Certainly there is no evidence he thought about his situation as a human might but he did seem to be anticipating me and he did seem to have learned where danger lay for him. Now perhaps this is just anthropomorphocizing on my part. I certainly don't want to impute anything like human consciousness to my miniscule antagonist, but it hit me that there was something going on here that did not look entirely like mere stimulus-response. There was an entity before me in a situation and responding to it, to the threat it posed. Surely that fly had no idea about what a human was or why the human was trying to kill it and, probably, it had no idea that it was facing its death at all. But it knew something and it learned something and learning is the first measure of intelligence. Thermostats can respond to signals from their environment but do not learn anything about them. But that little fly learned.

So, what is intelligence? We humans often think of it as being able to recognize changes and plan our actions accordingly. We have language so we talk to ourselves, too, tell ourselves stories about what’s going on. We can conceptualize our situations. At a deeper level, especially in the martial arts, humans train themselves in ways that recall the fly’s behavior. The practice of martial arts or any activity in sport or real life involves conditioning our bodies through the awareness having a body involves. In the martial arts, like the karate I practice, we train to be one with the environment of combat. The point is not to plan our actions ahead of time or to try to plan our next response to whatever attack is coming our way, but to teach ourselves to allow our bodies to feel and respond to the danger. In a real combat situation, there's no time to take stock of the strike or kick or tackle that's coming at you. It just happens and if you've trained well enough, so does your response. Years ago, confronted by an armed assailant in a darkened schoolyard playground at night without any lights, a place I had foolishly decided to cross (it was a shortcut home!) despite seeing two men sitting in the shadows there with both looking at me and talking quietly at sight of me and then rising, as I entered the area, and walking deliberately towards me, I had faced the sort of danger the fly was facing. Like that first fly, and maybe even the second, I was insufficiently aware of the danger as I entered the schoolyard though I had plenty of information to enable me to have anticipated it. But I was still processing the situation when one of the men ran toward me, a gun in his hand, shoving it in my face as he demanded my money.

Like the fly, my body responded, though my mind, the thinking part anyway, was still trying to parse my predicament. As the gun entered my space, I knocked it from my assailant's hand. Just as the fly had sped away as I reached towards it, so my hand removed the immediate threat of the weapon to my person. My assailant was nonplussed and what happened after is another story but the relevant part here is that my body, having trained for some eight years by then in the martial arts, had developed a kind of intelligence all its own. It knew, though my thinking brain did not quite get it yet, that there was, as the robot puts it in the series Lost in Space, "Danger, Will Robinson" and I was Will Robinson. Martial arts training at its best aims to teach the body to do what the thinking brain cannot. It aims to make the body smart in the way creatures in the wild are smart . . . and in the way that fly in my house was.

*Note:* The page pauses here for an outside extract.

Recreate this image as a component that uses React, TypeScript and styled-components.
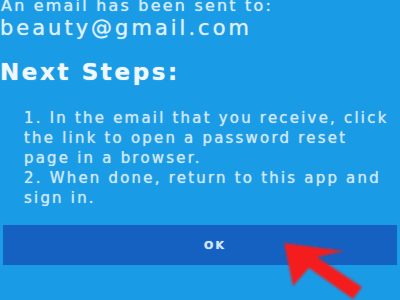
import React from 'react';
import styled, { createGlobalStyle } from 'styled-components';

const GlobalStyle = createGlobalStyle`
  html, body {
    margin: 0;
    padding: 0;
    background: #1a9be6;
  }
  body {
    font-family: 'DejaVu Sans', 'Liberation Sans', sans-serif;
    overflow: hidden;
  }
`;

const Screen = styled.div`
  position: relative;
  width: 400px;
  height: 300px;
  overflow: hidden;
  background: #1a9be6;
  display: flex;
  flex-direction: column;
  text-shadow: 0 0 1px rgba(225, 242, 252, 0.8);
`;

const SentLabel = styled.div`
  margin-top: -4px;
  padding-left: 1px;
  font-size: 16px;
  line-height: 19px;
  letter-spacing: 2.2px;
  color: #d4ecfa;
  white-space: nowrap;
`;

const EmailAddress = styled.div`
  font-size: 21px;
  line-height: 26px;
  letter-spacing: 3px;
  color: #dcf0fb;
  white-space: nowrap;
`;

const Heading = styled.h2`
  margin: 16px 0 0;
  font-size: 23px;
  line-height: 30px;
  font-weight: bold;
  letter-spacing: 2.6px;
  color: #eef8fe;
`;

const Steps = styled.div`
  margin-top: 21px;
  padding: 0 4px 0 24px;
  font-size: 15px;
  line-height: 20px;
  letter-spacing: 2.2px;
  color: #cfe8f8;
`;

const Step = styled.p`
  margin: 0;
`;

const OkBar = styled.button`
  margin: 17px 3px 0;
  height: 40px;
  border: none;
  padding: 0 0 0 30px;
  background: #1561c2;
  color: #d6e6f6;
  font-family: 'DejaVu Sans', 'Liberation Sans', sans-serif;
  font-size: 11px;
  font-weight: bold;
  letter-spacing: 2px;
  text-shadow: 0 0 1px rgba(214, 230, 246, 0.7);
  cursor: pointer;
`;

const ArrowMark = styled.svg`
  position: absolute;
  left: 0;
  top: 0;
  pointer-events: none;
`;

const PointerArrow = () => (
  <ArrowMark width={400} height={300} viewBox="0 0 400 300">
    <defs>
      <filter id="soft" x="-10%" y="-10%" width="120%" height="120%">
        <feGaussianBlur stdDeviation="0.8" />
      </filter>
    </defs>
    <polygon
      points="284,243 344,251 317,257 362,287 353,299 309,268 293,286"
      fill="#f41e1a"
      filter="url(#soft)"
    />
  </ArrowMark>
);

export default function App() {
  return (
    <Screen>
      <GlobalStyle />
      <SentLabel>An email has been sent to:</SentLabel>
      <EmailAddress>beauty@gmail.com</EmailAddress>
      <Heading>Next Steps:</Heading>
      <Steps>
        <Step>1. In the email that you receive, click the link to open a password reset page in a browser.</Step>
        <Step>2. When done, return to this app and sign in.</Step>
      </Steps>
      <OkBar>OK</OkBar>
      <PointerArrow />
    </Screen>
  );
}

But how explain the fly's ability to learn so quickly, to seemingly anticipate and then avoid putting itself in danger again? Reflex attuned by eons of evolutionary development perhaps, the sort of thing all creatures possess though humans have to train themselves to bring back to the surface? But what then is intelligence? Is it being able speak a language, solve a math problem, build a bridge? Is it knowing how to play chess well? Is it only a function of sufficiently large and complex brains?

Or is it something else, something deeply embedded in the universe itself, of which we are all a part? What if intelligence is built into the very fabric of the universe? What if having big brains is only one expression of it? What if evolution, itself, is intelligence? Maybe we go wrong when we think of the universe in a merely mechanical way, as if it were just a naturally occurring super-duper thermostat. Maybe the fly has intelligence because it is an expression of the universe itself and we are, as well, though, as humans, with concept forming (and using) brains, we lose sight of this deeper fact about ourselves.

Maybe intelligence runs through everything in the universe and finds expression in different ways. In us it's brains with the power of language and the conceptualizing capacity language enables. But in flies, perhaps it's something else. In the end we're all part of the same fabric of existence and who knows what part of it, or how much of it, humanity really represents . . . or how long we can hang around to compete with the fly?